#### [MATERIAL PROVIDED]
(begin)

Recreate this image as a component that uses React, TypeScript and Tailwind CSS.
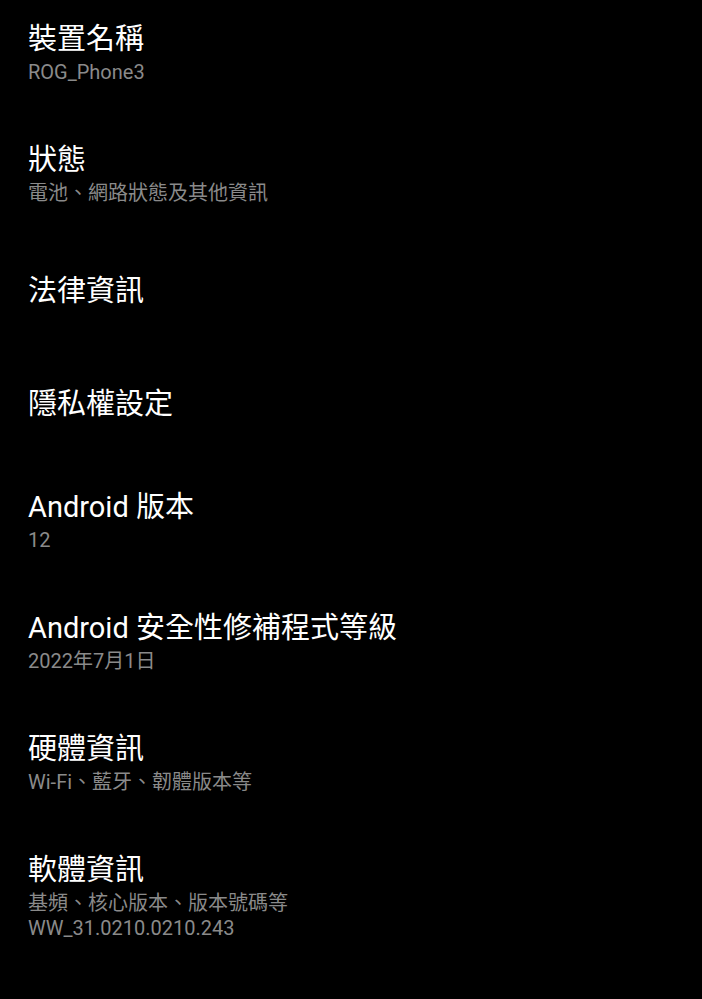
import React from 'react';

interface Pref {
  title: string;
  summary?: string[];
}

const prefs: Pref[] = [
  { title: '裝置名稱', summary: ['ROG_Phone3'] },
  { title: '狀態', summary: ['電池、網路狀態及其他資訊'] },
  { title: '法律資訊' },
  { title: '隱私權設定' },
  { title: 'Android 版本', summary: ['12'] },
  { title: 'Android 安全性修補程式等級', summary: ['2022年7月1日'] },
  { title: '硬體資訊', summary: ['Wi-Fi、藍牙、韌體版本等'] },
  { title: '軟體資訊', summary: ['基頻、核心版本、版本號碼等', 'WW_31.0210.0210.243'] },
];

const font = "font-['Roboto','Noto_Sans_CJK_TC',sans-serif]";

const PrefRow: React.FC<{ pref: Pref }> = ({ pref }) => {
  if (!pref.summary) {
    return (
      <div className="min-h-[113px] flex items-center px-[28px]">
        <span className="text-[29px] leading-[42px] text-white">{pref.title}</span>
      </div>
    );
  }
  return (
    <div className="px-[28px] pt-[26px] pb-[28px] flex flex-col">
      <span className="text-[29px] leading-[42px] text-white">{pref.title}</span>
      {pref.summary.map((line) => (
        <span key={line} className="text-[20px] leading-[25px] text-[#8a8a8a]">
          {line}
        </span>
      ))}
    </div>
  );
};

const App: React.FC = () => {
  return (
    <div className={`min-h-[999px] h-[999px] overflow-hidden bg-black ${font}`}>
      <div className="-mt-[8px] flex flex-col">
        {prefs.map((p) => (
          <PrefRow key={p.title} pref={p} />
        ))}
      </div>
    </div>
  );
};

export default App;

(end)

#### [CHALLENGE]
Copy out every line of the material above exactly, skipping the pictures.

#### [RESPONSE BELOW]
Recreate this image as a component that uses React, TypeScript and Tailwind CSS.
import React from 'react';

interface Pref {
  title: string;
  summary?: string[];
}

const prefs: Pref[] = [
  { title: '裝置名稱', summary: ['ROG_Phone3'] },
  { title: '狀態', summary: ['電池、網路狀態及其他資訊'] },
  { title: '法律資訊' },
  { title: '隱私權設定' },
  { title: 'Android 版本', summary: ['12'] },
  { title: 'Android 安全性修補程式等級', summary: ['2022年7月1日'] },
  { title: '硬體資訊', summary: ['Wi-Fi、藍牙、韌體版本等'] },
  { title: '軟體資訊', summary: ['基頻、核心版本、版本號碼等', 'WW_31.0210.0210.243'] },
];

const font = "font-['Roboto','Noto_Sans_CJK_TC',sans-serif]";

const PrefRow: React.FC<{ pref: Pref }> = ({ pref }) => {
  if (!pref.summary) {
    return (
      <div className="min-h-[113px] flex items-center px-[28px]">
        <span className="text-[29px] leading-[42px] text-white">{pref.title}</span>
      </div>
    );
  }
  return (
    <div className="px-[28px] pt-[26px] pb-[28px] flex flex-col">
      <span className="text-[29px] leading-[42px] text-white">{pref.title}</span>
      {pref.summary.map((line) => (
        <span key={line} className="text-[20px] leading-[25px] text-[#8a8a8a]">
          {line}
        </span>
      ))}
    </div>
  );
};

const App: React.FC = () => {
  return (
    <div className={`min-h-[999px] h-[999px] overflow-hidden bg-black ${font}`}>
      <div className="-mt-[8px] flex flex-col">
        {prefs.map((p) => (
          <PrefRow key={p.title} pref={p} />
        ))}
      </div>
    </div>
  );
};

export default App;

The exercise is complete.